I was sold when I read the simple, yet compelling statement on the dust jacket: “It’s where you sit down that determines everything in life.”

Perhaps it was this romantic notion that sucked me in.

“I never choose a seat casually anymore, even when the room is empty. In college I sat down in a life-drawing class next to a boy with the prettiest blue shirt. It was the first time either one of us had seen a completely naked adult woman. I turned out to be his second. I met my first serious boyfriend at a wedding reception where there were no place cards. I sat between him and his mother and they both pulled on me from opposite directions for the next two years. I took a chair next to my former boss at a crowded conference table and he proceeded to run his claw along my inner thigh. I had to find a new job but he had to find a hand surgeon.”

The novel starts in Texas with the middle-aged protagonist, Sarah, returning for her grandmother’s funeral. The grandmother (who sounds like she was the mother of all crotchety old bitches) spent the past 26 years bedridden and cared for by Edna, her selfless and eccentric daughter. A cafeteria worker by day, Edna has a passion for art, but is only interested in one subject for all of her work — chairs. In fact, she’s spent years drawing and painting them, filling every nook and cranny of her mother’s house.

“Every wall in the house was hung with sketches, watercolours and paintings of chairs: simple pencil studies of foliate carvings on knees or stenciled crest rails, watercolours of single chairs in a meadow or parking lot, a flight of chairs winging through deep grass, an oil portrait of a stodgy banister-back paired with a low, bow-backed Windsor that had to have been influenced by Grant Wood’s American Gothic .”

After the funeral is over, Sarah decides to stay with her aunt Edna, rather than returning home to deal with her adulterous husband, whiny teenage children, unfulfilling career as a Christmas decoration designer, and an impending mid-life crisis.

The unlikely pair ends up embarking on their first international journey together, traveling to the moors of Scotland, of all places, to scatter Grandmother Hutton’s ashes.
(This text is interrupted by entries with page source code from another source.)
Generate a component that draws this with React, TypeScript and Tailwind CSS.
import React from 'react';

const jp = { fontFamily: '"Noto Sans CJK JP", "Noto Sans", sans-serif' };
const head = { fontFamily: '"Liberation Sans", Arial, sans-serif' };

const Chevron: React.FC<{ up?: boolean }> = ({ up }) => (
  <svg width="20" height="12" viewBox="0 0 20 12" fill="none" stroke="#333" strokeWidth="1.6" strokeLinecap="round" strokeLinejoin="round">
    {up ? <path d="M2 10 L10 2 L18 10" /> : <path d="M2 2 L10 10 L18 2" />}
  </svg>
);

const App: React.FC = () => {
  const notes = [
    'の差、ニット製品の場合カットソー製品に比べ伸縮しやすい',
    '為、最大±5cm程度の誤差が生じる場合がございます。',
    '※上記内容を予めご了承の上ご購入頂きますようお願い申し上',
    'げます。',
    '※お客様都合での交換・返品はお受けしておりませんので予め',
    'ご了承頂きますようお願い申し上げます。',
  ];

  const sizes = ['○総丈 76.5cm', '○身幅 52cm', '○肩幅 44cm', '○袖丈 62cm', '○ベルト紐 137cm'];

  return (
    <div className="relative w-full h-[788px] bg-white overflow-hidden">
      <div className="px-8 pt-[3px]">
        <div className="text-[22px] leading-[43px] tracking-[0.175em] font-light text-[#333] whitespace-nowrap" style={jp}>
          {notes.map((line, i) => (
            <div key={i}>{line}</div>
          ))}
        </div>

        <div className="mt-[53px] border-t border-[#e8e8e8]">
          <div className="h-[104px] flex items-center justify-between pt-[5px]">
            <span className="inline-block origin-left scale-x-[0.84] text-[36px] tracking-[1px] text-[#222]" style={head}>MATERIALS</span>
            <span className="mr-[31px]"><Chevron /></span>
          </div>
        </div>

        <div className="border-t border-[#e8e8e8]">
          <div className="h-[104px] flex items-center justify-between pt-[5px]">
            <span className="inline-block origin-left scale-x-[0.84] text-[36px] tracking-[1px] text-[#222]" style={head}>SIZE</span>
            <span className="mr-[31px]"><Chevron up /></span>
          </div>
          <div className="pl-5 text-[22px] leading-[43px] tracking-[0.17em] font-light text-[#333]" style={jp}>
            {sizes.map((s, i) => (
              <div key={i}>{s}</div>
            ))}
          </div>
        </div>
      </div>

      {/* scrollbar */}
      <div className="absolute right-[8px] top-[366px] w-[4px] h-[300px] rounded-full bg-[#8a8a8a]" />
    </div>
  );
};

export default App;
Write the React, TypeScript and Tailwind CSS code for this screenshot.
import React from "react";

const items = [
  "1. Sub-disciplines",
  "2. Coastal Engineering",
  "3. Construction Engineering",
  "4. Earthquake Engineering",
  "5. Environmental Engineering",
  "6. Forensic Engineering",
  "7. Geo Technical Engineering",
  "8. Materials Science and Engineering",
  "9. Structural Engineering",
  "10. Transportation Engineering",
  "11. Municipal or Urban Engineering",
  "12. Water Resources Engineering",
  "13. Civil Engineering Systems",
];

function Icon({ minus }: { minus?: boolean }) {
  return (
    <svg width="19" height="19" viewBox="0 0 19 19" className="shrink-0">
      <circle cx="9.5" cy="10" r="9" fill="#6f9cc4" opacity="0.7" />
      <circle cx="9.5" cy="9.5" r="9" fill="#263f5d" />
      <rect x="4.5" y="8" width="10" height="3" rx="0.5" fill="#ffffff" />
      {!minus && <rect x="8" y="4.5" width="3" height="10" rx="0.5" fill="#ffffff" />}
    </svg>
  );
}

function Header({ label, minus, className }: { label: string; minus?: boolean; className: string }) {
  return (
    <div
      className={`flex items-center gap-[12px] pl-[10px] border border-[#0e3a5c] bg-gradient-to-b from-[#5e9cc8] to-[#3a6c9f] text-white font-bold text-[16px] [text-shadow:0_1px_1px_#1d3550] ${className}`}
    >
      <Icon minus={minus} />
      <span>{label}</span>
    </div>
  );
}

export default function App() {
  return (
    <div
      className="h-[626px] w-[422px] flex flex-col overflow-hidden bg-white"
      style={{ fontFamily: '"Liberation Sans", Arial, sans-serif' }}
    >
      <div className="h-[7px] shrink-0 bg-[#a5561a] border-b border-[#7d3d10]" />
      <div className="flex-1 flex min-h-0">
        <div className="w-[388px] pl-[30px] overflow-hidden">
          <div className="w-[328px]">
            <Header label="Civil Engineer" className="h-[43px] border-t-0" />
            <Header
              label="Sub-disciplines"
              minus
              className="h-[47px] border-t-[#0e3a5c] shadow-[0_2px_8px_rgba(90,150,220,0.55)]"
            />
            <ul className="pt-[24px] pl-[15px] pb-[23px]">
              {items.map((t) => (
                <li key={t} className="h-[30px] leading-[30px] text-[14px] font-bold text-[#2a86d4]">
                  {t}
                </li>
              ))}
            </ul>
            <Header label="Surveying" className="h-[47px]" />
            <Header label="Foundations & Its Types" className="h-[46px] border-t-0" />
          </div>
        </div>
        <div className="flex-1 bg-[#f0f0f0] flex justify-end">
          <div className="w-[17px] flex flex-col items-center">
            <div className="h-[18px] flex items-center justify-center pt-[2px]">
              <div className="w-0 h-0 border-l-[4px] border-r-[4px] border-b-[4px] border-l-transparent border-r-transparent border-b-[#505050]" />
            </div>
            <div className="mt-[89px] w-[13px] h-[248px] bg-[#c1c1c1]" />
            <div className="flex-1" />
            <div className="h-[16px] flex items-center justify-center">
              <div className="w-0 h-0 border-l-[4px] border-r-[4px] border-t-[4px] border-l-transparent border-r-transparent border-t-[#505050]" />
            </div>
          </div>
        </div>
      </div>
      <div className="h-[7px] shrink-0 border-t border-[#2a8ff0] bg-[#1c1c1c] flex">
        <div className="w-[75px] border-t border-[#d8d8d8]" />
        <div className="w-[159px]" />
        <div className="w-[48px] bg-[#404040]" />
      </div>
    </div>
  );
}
While the book is riddled with humour, the funny moments are balanced with the sad, and in the end, Coomer comes full-circle to the theme of family, again.

One thing is certain: the author has a knack for bringing his eccentric characters to life, using natural dialogue and detailed descriptions that make each person seemingly leap off the page. Take, for example, a scene from the funeral:

“Sister Roberts was handing each of them a single peppermint, holding her mouth wide as she did so, signaling to them to eat. ‘Sweet little birds,’ she rasped, in a voice as dry and light as the pages of a Bible… She wore a pink pillbox hat and matching short gloves. Her stockings hadn’t shrunk as much as her calves had. Her hose were so twisted from knee to ankle that it seemed she was screwed into her shoes.”

There are only a few moments later in the novel, specifically when Coomer is regaling the reader with visions of the lush countryside of Scotland, that his descriptions become somewhat repetitious and I found myself skipping over entire pages of text.

One Vacant Chair is full of larger than life characters and, at times, over-the-top plot twists that are sure to keep you absorbed in your reading until the sun sets and the cool breeze chases you away from the lakeside.